当考察自然选择对于物种互相不育是否有作用时,最大的难点在于从稍微减弱的不育性到绝对的不育性之间还有许多级进的阶段存在,一个初期的物种当和它的亲种或某一其他变种进行杂交时,如果呈现某种轻微程度的不育性,可以认为对于这个初期的物种是有利益的;因为这样可以少产生一些劣等的和退化的后代,以免它们的血统与正在形成过程中的新种相混合。但是,谁要不怕麻烦来考察这些级进的阶段,即从最初程度的不育性通过自然选择而得到增进,达到很多物种所共同具有的、以及已经分化为不同属和不同科的物种所普遍具有的高度不育性,他将会发现这个问题是异常复杂的。经过深思熟虑之后,我认为这种结果似乎不是通过自然选择而来的。兹以任何二个物种在杂交时产生少数而不育的后代为例;那么,偶然被赋予稍微高一些程度的相互不育性,并且由此跨进一小步而走向完全不育性,这对于那些个体的生存会有什么利益呢?然而,如果自然选择的学说可以应用于此,那么这种性质的增进必定会在许多物种里继续发生,因为大多数的物种是全然相互不育的。关于不育的中性昆虫,我们有理由相信,它们的构造和不育性的变异是曾被自然选择缓慢地积累起来的,因为这样,可以间接地使它们所属的这一群较同一物种的另一群更占优势:但是不营群体生活的动物,如果一个个体与其他某一变种杂交,而被给予了稍微的不育性,是不会得到任何利益的,或者也不会间接地给予同一变种的其他一些个体什么利益,而导致这些个体保存下来。

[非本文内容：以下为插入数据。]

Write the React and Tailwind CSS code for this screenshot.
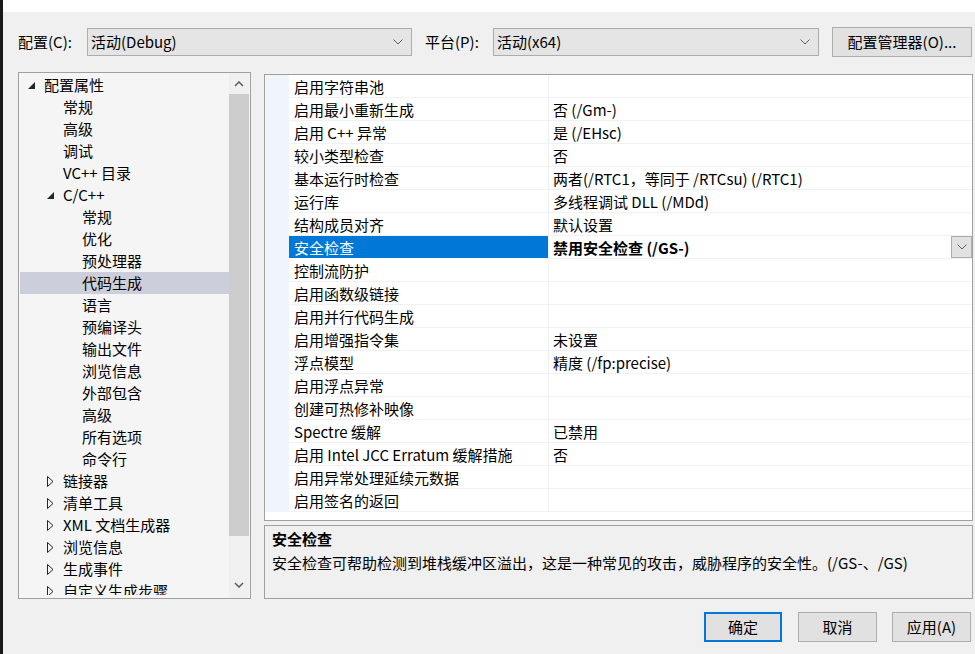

但是,详细地来讨论这个问题,将是多余的;因为,关于植物,我们已经有确实的证据,表明杂交物种的不育性一定是由于和自然选择完全无关的某项原理。该特纳和科尔路特曾证明,在包含有极多物种的属里,从杂交时产生愈来愈少的种籽的物种起,到决不产生一粒种籽但受某些其他物种的花粉影响(由胚珠的胀大可以判明)的物种止,可以形成一条系列,选择那些已经停止产生种籽的更不能生育的个体,显然是不可能的;所以仅仅是胚珠受到影响时,并不能通过选择而获得极度的不育性;而且由于支配各级不育性的法则在动物界和植物界里是这样地一致,所以我们可以推论,这原因,无论它是什么,在所有情形下,都是相同的,或者近于相同的。